### TASK TO CARRY OUT
Copy out, with no alterations, the lines below running from the one containing "Write the React, TypeScript" to the one containing "string; value?: string;", inclusive at each end; pictures are omitted.

(Entries taken from a collection)

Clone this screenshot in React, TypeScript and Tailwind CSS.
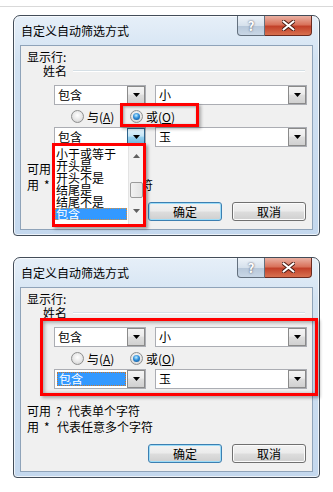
import type { ReactNode } from "react";

function Arrow({ color = "#000" }: { color?: string }) {
  return (
    <svg width="7" height="4" viewBox="0 0 7 4">
      <path d="M0 0h7L3.5 4z" fill={color} />
    </svg>
  );
}

function Combo({
  text,
  className,
  pressed = false,
  selected = false,
}: {
  text: string;
  className: string;
  pressed?: boolean;
  selected?: boolean;
}) {
  return (
    <div className={`flex h-[20px] border border-[#abadb3] bg-white ${className}`}>
      <div className="flex flex-1 items-center py-[2px] pl-[2px] pr-[1px]">
        {selected ? (
          <span className="flex h-full w-full items-center border border-dotted border-[#c9782c] bg-[#3399ff] pl-px text-white">
            {text}
          </span>
        ) : (
          <span className="pl-px">{text}</span>
        )}
      </div>
      <div
        className={
          pressed
            ? "flex w-[18px] items-center justify-center border border-[#2c628b] bg-[linear-gradient(to_bottom,#e5f4fc_0%,#c4e5f6_45%,#98d1ef_50%,#68b3db_100%)]"
            : "flex w-[18px] items-center justify-center border border-[#8a8a8a] bg-[linear-gradient(to_bottom,#f4f4f4_0%,#ececec_45%,#dedede_50%,#d0d0d0_100%)]"
        }
      >
        <Arrow />
      </div>
    </div>
  );
}

function Radio({ checked = false }: { checked?: boolean }) {
  return (
    <span className="flex h-[13px] w-[13px] shrink-0 items-center justify-center rounded-full border border-[#8e8f8f] bg-[radial-gradient(circle_at_50%_40%,#ffffff,#e6e6e6_55%,#c6c6c6)]">
      {checked && (
        <span className="h-[7px] w-[7px] rounded-full bg-[radial-gradient(circle_at_45%_35%,#c2f0ff,#2f8edb_45%,#0b457f)]" />
      )}
    </span>
  );
}

function WinButton({ children, primary = false }: { children: ReactNode; primary?: boolean }) {
  return (
    <div
      className={`flex h-[19px] w-[74px] items-center justify-center rounded-[3px] border bg-[linear-gradient(to_bottom,#f2f2f2_0%,#ebebeb_48%,#dddddd_52%,#cfcfcf_100%)] ${
        primary
          ? "border-[#3c7fb1] shadow-[inset_0_0_0_1px_#9cdcf8]"
          : "border-[#707070] shadow-[inset_0_0_0_1px_#fbfbfb]"
      }`}
    >
      {children}
    </div>
  );
}

const listItems = ["小于或等于", "开头是", "开头不是", "结尾是", "结尾不是", "包含"];

function DropList() {
  return (
    <div className="absolute left-[38px] top-[127px] flex h-[84px] w-[94px] border-[3px] border-[#ff0000] bg-white shadow-[2px_2px_3px_rgba(0,0,0,0.35)]">
      <div className="flex flex-1 flex-col overflow-hidden pt-[2px] pr-px">
        {listItems.map((item, i) =>
          i === listItems.length - 1 ? (
            <div
              key={item}
              className="h-[12px] shrink-0 border border-dotted border-[#d9903a] bg-[#3399ff] leading-[10px] text-white"
            >
              {item}
            </div>
          ) : (
            <div key={item} className="h-[12px] shrink-0 pl-px">
              {item}
            </div>
          ),
        )}
      </div>
      <div className="flex w-[15px] flex-col items-center border-l border-[#e3e3e3] bg-[#f2f2f2]">
        <div className="mt-[8px] rotate-180">
          <Arrow color="#606060" />
        </div>
        <div className="mt-[24px] h-[16px] w-[13px] rounded-[2px] border border-[#9b9b9b] bg-[linear-gradient(to_right,#f2f2f2,#e2e2e2)]" />
        <div className="mt-[11px]">
          <Arrow color="#606060" />
        </div>
      </div>
    </div>
  );
}

function Dialog({ variant }: { variant: 1 | 2 }) {
  return (
    <div className="relative flex h-[221px] w-[307px] flex-col rounded-t-[7px] rounded-b-[4px] border border-[#434d59] bg-[linear-gradient(to_bottom,#e6eff8_0%,#d2e2f2_20%,#c4d8ee_100%)] shadow-[inset_0_0_0_1px_rgba(255,255,255,0.7)]">
      <div className="flex h-[29px] shrink-0 items-start">
        <span className="pl-[7px] pt-[9px]">自定义自动筛选方式</span>
        <div className="ml-auto mr-[7px] flex">
          <div className="flex h-[20px] w-[28px] items-center justify-center rounded-bl-[4px] border border-t-0 border-[#63707e] bg-[linear-gradient(to_bottom,#eef3f9_0%,#d6e1ec_50%,#b8c8da_55%,#c9d7e6_100%)] text-[13px] font-bold text-white [text-shadow:0_0_2px_#334]">
            ?
          </div>
          <div className="flex h-[20px] w-[47px] items-center justify-center rounded-br-[4px] border border-l-0 border-t-0 border-[#6b2a1f] bg-[linear-gradient(to_bottom,#eab1a3_0%,#d9735c_45%,#c2412a_55%,#d8704f_100%)]">
            <svg width="13" height="11" viewBox="0 0 13 11">
              <path
                d="M1.5 1.5l10 8M11.5 1.5l-10 8"
                stroke="#4a1a12"
                strokeWidth="4"
                strokeLinecap="round"
              />
              <path d="M1.5 1.5l10 8M11.5 1.5l-10 8" stroke="#ffffff" strokeWidth="2.2" strokeLinecap="round" />
            </svg>
          </div>
        </div>
      </div>

      <div className="mx-[6px] mb-[5px] flex flex-1 flex-col border border-[#8fa3b9] bg-[#f0f0f0]">
        <div className="ml-[6px] mt-[5px] h-[12px]">显示行:</div>
        <div className="ml-[22px] mr-[7px] mt-[2px] flex h-[12px] items-center gap-[6px]">
          <span>姓名</span>
          <div className="h-[2px] flex-1 border-t border-b border-t-[#d5dfe5] border-b-white" />
        </div>
        <div className="ml-[33px] mt-[8px] flex gap-[9px]">
          <Combo text="包含" className="w-[92px]" />
          <Combo text="小" className="w-[152px]" />
        </div>
        <div className="ml-[50px] mt-[5px] flex h-[13px] items-center">
          <div className="flex w-[59px] items-center gap-[3px]">
            <Radio />
            <span>
              与(<span className="underline">A</span>)
            </span>
          </div>
          <div className="flex items-center gap-[3px]">
            <Radio checked />
            <span>
              或(<span className="underline">O</span>)
            </span>
          </div>
        </div>
        <div className="ml-[33px] mt-[4px] flex gap-[9px]">
          <Combo text="包含" className="w-[92px]" pressed={variant === 1} selected={variant === 2} />
          <Combo text="玉" className="w-[152px]" />
        </div>
        <div className="ml-[6px] mt-[16px] flex h-[12px]">
          <span>可用</span>
          <span className="ml-[5px] w-[7px]">?</span>
          <span className="ml-[5px]">代表单个字符</span>
        </div>
        <div className="ml-[6px] mt-[4px] flex h-[12px]">
          <span>用</span>
          <span className="ml-[5px] w-[7px]">*</span>
          <span className="ml-[6px]">代表任意多个字符</span>
        </div>
        <div className="ml-[127px] mt-[11px] flex gap-[10px]">
          <WinButton primary>确定</WinButton>
          <WinButton>取消</WinButton>
        </div>
      </div>

      {variant === 1 ? (
        <>
          <div className="absolute left-[106px] top-[87px] h-[24px] w-[79px] border-[3px] border-[#ff0000] shadow-[inset_1px_1px_3px_rgba(0,0,0,0.35),2px_2px_3px_rgba(0,0,0,0.3)]" />
          <DropList />
        </>
      ) : (
        <div className="absolute left-[26px] top-[60px] h-[78px] w-[278px] border-[3px] border-[#ff0000] shadow-[inset_1px_1px_4px_rgba(0,0,0,0.4),2px_2px_3px_rgba(0,0,0,0.3)]" />
      )}
    </div>
  );
}

export default function App() {
  return (
    <div className="min-h-[492px] w-[333px] bg-white font-['Noto_Sans_CJK_SC',sans-serif] text-[12px] leading-[12px] text-black">
      <div className="h-[7px] border-b border-[#d9d9d9]" />
      <div className="flex flex-col gap-[21px] pl-[13px] pt-[8px]">
        <Dialog variant={1} />
        <Dialog variant={2} />
      </div>
    </div>
  );
}
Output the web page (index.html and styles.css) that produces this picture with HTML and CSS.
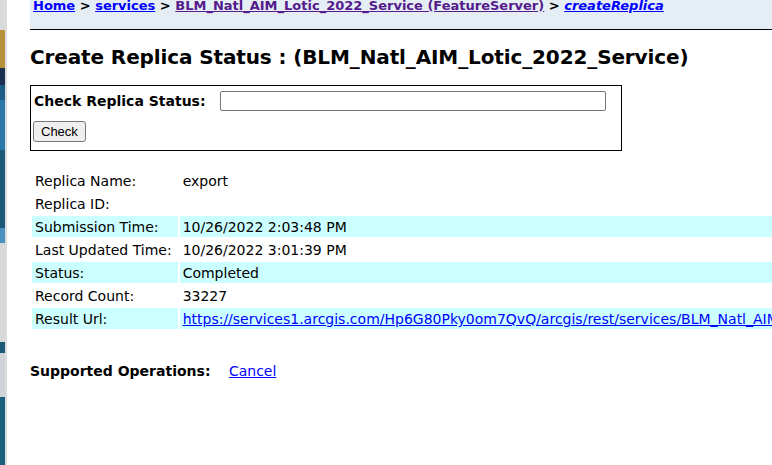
FILE: index.html
```html
<!DOCTYPE html>
<html lang="en">
<head>
  <meta charset="UTF-8" />
  <title>Create Replica Status</title>
  <link rel="stylesheet" href="styles.css">
</head>
<body>
  <div class="desk"></div>

  <div class="page">
    <div class="crumbs">
      <a href="#">Home</a> &gt;
      <a href="#">services</a> &gt;
      <a href="#" class="seen">BLM_Natl_AIM_Lotic_2022_Service (FeatureServer)</a> &gt;
      <a href="#"><i>createReplica</i></a>
    </div>

    <h2>Create Replica Status : (BLM_Natl_AIM_Lotic_2022_Service)</h2>

    <form class="check" onsubmit="return false">
      <div class="field">
        <label for="replicaId">Check Replica Status:</label>
        <input type="text" id="replicaId">
      </div>
      <button type="submit">Check</button>
    </form>

    <table class="status">
      <tr><td class="key">Replica Name:</td><td>export</td></tr>
      <tr><td class="key">Replica ID:</td><td></td></tr>
      <tr class="hl"><td class="key">Submission Time:</td><td>10/26/2022 2:03:48 PM</td></tr>
      <tr><td class="key">Last Updated Time:</td><td>10/26/2022 3:01:39 PM</td></tr>
      <tr class="hl"><td class="key">Status:</td><td>Completed</td></tr>
      <tr><td class="key">Record Count:</td><td>33227</td></tr>
      <tr class="hl"><td class="key">Result Url:</td><td><a href="#">https://services1.arcgis.com/Hp6G80Pky0om7QvQ/arcgis/rest/services/BLM_Natl_AIM_Lotic_2022_Service/FeatureServer/replicafiles/export.zip</a></td></tr>
    </table>

    <p class="ops"><b>Supported Operations:</b> <a href="#">Cancel</a></p>
  </div>
</body>
</html>
```

FILE: styles.css
```css
html, body {
  margin: 0;
  height: 100%;
  overflow: hidden;
}
body {
  display: flex;
  font-family: "DejaVu Sans", Verdana, sans-serif;
  font-size: 14px;
  color: #000;
  background: #fff;
}
a { color: #0000ff; }
a.seen { color: #551a8b; }

/* sliver of desktop behind the window */
.desk {
  width: 5px;
  flex: none;
  border-right: 2px solid #dcdcdc;
  background: linear-gradient(#dadada 0 30px, #b8903c 30px 68px, #1a3050 68px 85px,
    #1d5e86 85px 100px, #2a78a8 100px 150px, #1c5878 150px 228px, #4a90c0 228px 243px,
    #d8d8d8 243px 342px, #1c5878 342px 353px, #d0d4d8 353px 397px, #1c6080 397px);
}

.page {
  flex: 1;
  min-width: 0;
  overflow: hidden;
  padding-left: 23px;
}

.crumbs {
  height: 29px;
  padding: 0 3px;
  background: #e5eef5;
  border-bottom: 1px solid #000;
  font-size: 13px;
  font-weight: bold;
  line-height: 12px;
  white-space: nowrap;
}

h2 {
  margin: 15px 0 16px;
  font-size: 20px;
  line-height: 24px;
  letter-spacing: -0.12px;
  white-space: nowrap;
}

.check {
  width: 586px;
  padding: 5px 2px 8px;
  border: 1px solid #000;
}
.field {
  display: flex;
  align-items: center;
  gap: 14px;
  padding-left: 1px;
}
.field label { font-weight: bold; }
.field input {
  width: 386px;
  height: 20px;
  box-sizing: border-box;
  border: 1px solid #767676;
  border-radius: 2px;
}
.check button {
  margin-top: 10px;
  padding: 1px 7px;
  height: 21px;
  box-sizing: border-box;
  font-family: "Liberation Sans", Arial, sans-serif;
  font-size: 13px;
  background: #efefef;
  border: 1px solid #767676;
  border-radius: 3px;
}

.status {
  margin-top: 17px;
  border-spacing: 2px;
  white-space: nowrap;
}
.status td {
  padding: 3px 3px 1px;
  line-height: 17px;
}
.status td.key { padding-right: 6px; }
.status tr.hl td { background: #ccffff; }

.ops {
  margin: 32px 0 0;
}
.ops a { margin-left: 14px; }
```
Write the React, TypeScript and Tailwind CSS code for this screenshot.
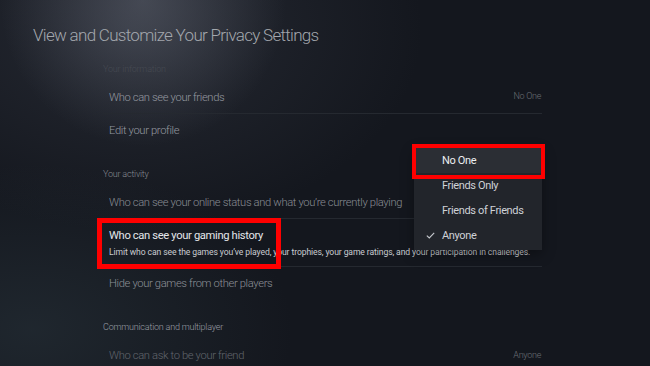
import React from 'react';

type Row = { label: string; value?: string; desc?: string; tone: string; line?: boolean; active?: boolean };

const sections: { title: string; tone: string; rows: Row[] }[] = [
  {
    title: 'Your information',
    tone: 'text-[#464a52]',
    rows: [
      { label: 'Who can see your friends', value: 'No One', tone: 'text-[#969aa1]', line: true },
      { label: 'Edit your profile', tone: 'text-[#969aa1]' },
    ],
  },
  {
    title: 'Your activity',
    tone: 'text-[#878b92]',
    rows: [
      { label: 'Who can see your online status and what you\u2019re currently playing', tone: 'text-[#8a8e95]', line: true },
      {
        label: 'Who can see your gaming history',
        desc: 'Limit who can see the games you\u2019ve played, your trophies, your game ratings, and your participation in challenges.',
        tone: 'text-[#e4e6ea]',
        line: true,
        active: true,
      },
      { label: 'Hide your games from other players', tone: 'text-[#8d9198]' },
    ],
  },
  {
    title: 'Communication and multiplayer',
    tone: 'text-[#9a9ea5]',
    rows: [{ label: 'Who can ask to be your friend', value: 'Anyone', tone: 'text-[#62666d]' }],
  },
];

const options = ['No One', 'Friends Only', 'Friends of Friends', 'Anyone'];

const SettingRow: React.FC<{ row: Row }> = ({ row }) => (
  <div
    className={`flex items-center justify-between pl-[6px] ${row.desc ? 'h-[48px]' : 'h-[33px]'} ${
      row.line ? 'border-b border-[#252930]' : ''
    }`}
  >
    <div className="flex flex-col pt-[1px]">
      <span
        className={`text-[11.2px] leading-[14px] tracking-[-0.35px] whitespace-nowrap ${row.tone} ${
          row.active ? 'font-normal' : 'font-light'
        }`}
      >
        {row.label}
      </span>
      {row.desc && (
        <span className="text-[8.6px] leading-[12px] mt-[3px] text-[#c9ccd1] whitespace-nowrap tracking-[-0.1px]">{row.desc}</span>
      )}
    </div>
    {row.value && <span className="text-[9px] text-[#6a6e75] font-light tracking-[-0.3px] pr-[1px]">{row.value}</span>}
  </div>
);

export default function App() {
  return (
    <div
      className="relative w-[650px] h-[366px] overflow-hidden bg-[#14171e] bg-[radial-gradient(ellipse_22%_40%_at_22%_0%,rgba(140,145,160,0.32),transparent_100%),radial-gradient(ellipse_45%_55%_at_20%_8%,rgba(70,75,88,0.35),transparent_100%),radial-gradient(ellipse_40%_45%_at_5%_90%,rgba(45,58,66,0.45),transparent_100%)]"
      style={{ fontFamily: 'Roboto, "Liberation Sans", sans-serif' }}
    >
      <div className="pl-[33px] pt-[24px] h-[59px]">
        <h1 className="text-[17px] leading-[22px] font-light text-[#a3a7ad] tracking-[-0.7px]">
          View and Customize Your Privacy Settings
        </h1>
      </div>

      <div className="ml-[103px] w-[439px]">
        {sections.map((s, i) => (
          <div key={s.title} className={i === 0 ? '' : 'mt-[17px]'}>
            <div className={`h-[22px] flex items-center text-[9px] font-light tracking-[-0.2px] ${s.tone}`}>{s.title}</div>
            {s.rows.map((r) => (
              <SettingRow key={r.label} row={r} />
            ))}
          </div>
        ))}
      </div>

      {/* dropdown menu */}
      <div className="absolute left-[414px] top-[148px] w-[128px] pb-[2px] bg-[#22252b] shadow-[0_4px_12px_rgba(0,0,0,0.35)]">
        {options.map((o, i) => (
          <div
            key={o}
            className={`relative h-[25px] flex items-center pl-[28px] pt-[1px] text-[11px] tracking-[-0.35px] ${
              i === 0 ? 'bg-[#2b2e34] text-[#eceef1]' : 'text-[#cfd2d7]'
            }`}
          >
            {o === 'Anyone' && (
              <svg className="absolute left-[12px] top-[9px]" width="9" height="7" viewBox="0 0 9 7" fill="none">
                <path d="M0.8 3.6 L3.3 6 L8.2 0.8" stroke="#c6c9ce" strokeWidth="1.1" />
              </svg>
            )}
            {o}
          </div>
        ))}
      </div>

      {/* annotation boxes */}
      <div className="absolute left-[412px] top-[144px] w-[133px] h-[35px] border-[4px] border-[#ff0000]" />
      <div className="absolute left-[97px] top-[218px] w-[184px] h-[51px] border-[5px] border-[#ff0000]" />
    </div>
  );
}
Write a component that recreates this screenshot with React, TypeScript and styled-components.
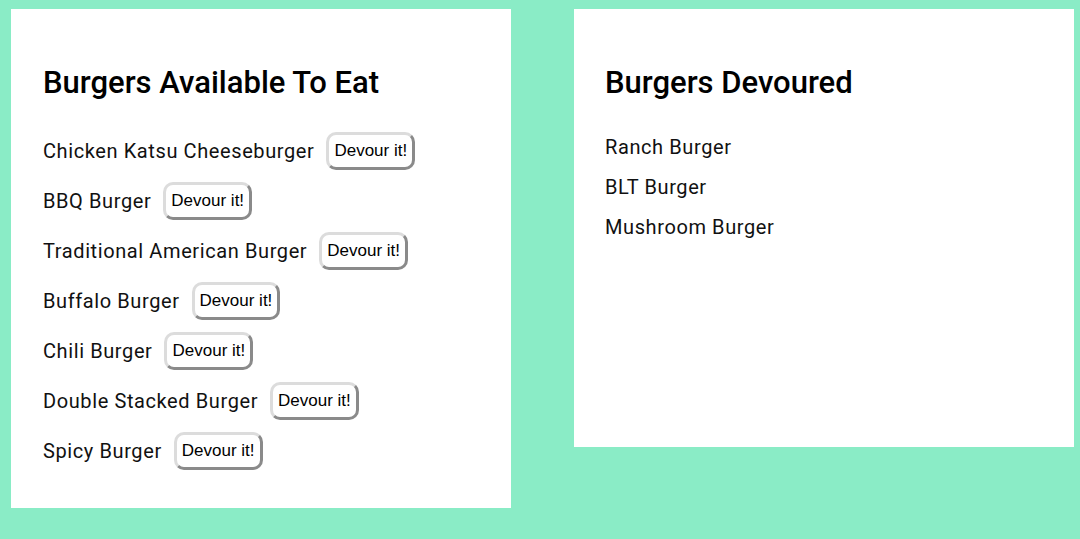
import React from "react";
import styled, { createGlobalStyle } from "styled-components";

const Global = createGlobalStyle`
  html, body { margin: 0; padding: 0; background: #8aecc6; }
  body { font-family: Roboto, "Noto Sans", sans-serif; color: #111; }
`;

const Page = styled.div`
  display: flex;
  align-items: flex-start;
  gap: 63px;
  padding: 9px 0 0 11px;
  min-height: 539px;
  box-sizing: border-box;
`;

const Card = styled.section<{ $h: number; $pl: number }>`
  width: 500px;
  height: ${(p) => p.$h}px;
  box-sizing: border-box;
  background: #fff;
  padding: 56px 32px 0 ${(p) => p.$pl}px;
`;

const Title = styled.h2`
  margin: 0 0 31px 0;
  font-family: Roboto, sans-serif;
  font-weight: 500;
  font-size: 31px;
  line-height: 36px;
  color: #000;
`;

const List = styled.ul<{ $gap: number }>`
  list-style: none;
  margin: 0;
  padding: 0;
  display: flex;
  flex-direction: column;
  gap: ${(p) => p.$gap}px;
`;

const Item = styled.li<{ $h: number }>`
  display: flex;
  align-items: center;
  gap: 12px;
  height: ${(p) => p.$h}px;
  font-size: 20px;
  letter-spacing: 0.6px;
  color: #111;
`;

const Button = styled.button`
  font-family: "Liberation Sans", Arial, sans-serif;
  font-size: 17px;
  letter-spacing: 0;
  color: #000;
  background: #fff;
  border: 3px solid;
  border-color: #dcdcdc #8a8a8a #8a8a8a #dcdcdc;
  border-radius: 10px;
  padding: 0 5px;
  height: 38px;
  cursor: pointer;
`;

const available = [
  "Chicken Katsu Cheeseburger",
  "BBQ Burger",
  "Traditional American Burger",
  "Buffalo Burger",
  "Chili Burger",
  "Double Stacked Burger",
  "Spicy Burger",
];

const devoured = ["Ranch Burger", "BLT Burger", "Mushroom Burger"];

export default function App() {
  return (
    <>
      <Global />
      <Page>
        <Card $h={499} $pl={32}>
          <Title>Burgers Available To Eat</Title>
          <List $gap={12}>
            {available.map((b) => (
              <Item key={b} $h={38}>
                {b}
                <Button>Devour it!</Button>
              </Item>
            ))}
          </List>
        </Card>
        <Card $h={438} $pl={31}>
          <Title>Burgers Devoured</Title>
          <List $gap={10}>
            {devoured.map((b) => (
              <Item key={b} $h={30}>
                {b}
              </Item>
            ))}
          </List>
        </Card>
      </Page>
    </>
  );
}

### THE OUTPUT
Write the React, TypeScript and Tailwind CSS code for this screenshot.
import React from 'react';

type Row = { label: string; value?: string; desc?: string; tone: string; line?: boolean; active?: boolean };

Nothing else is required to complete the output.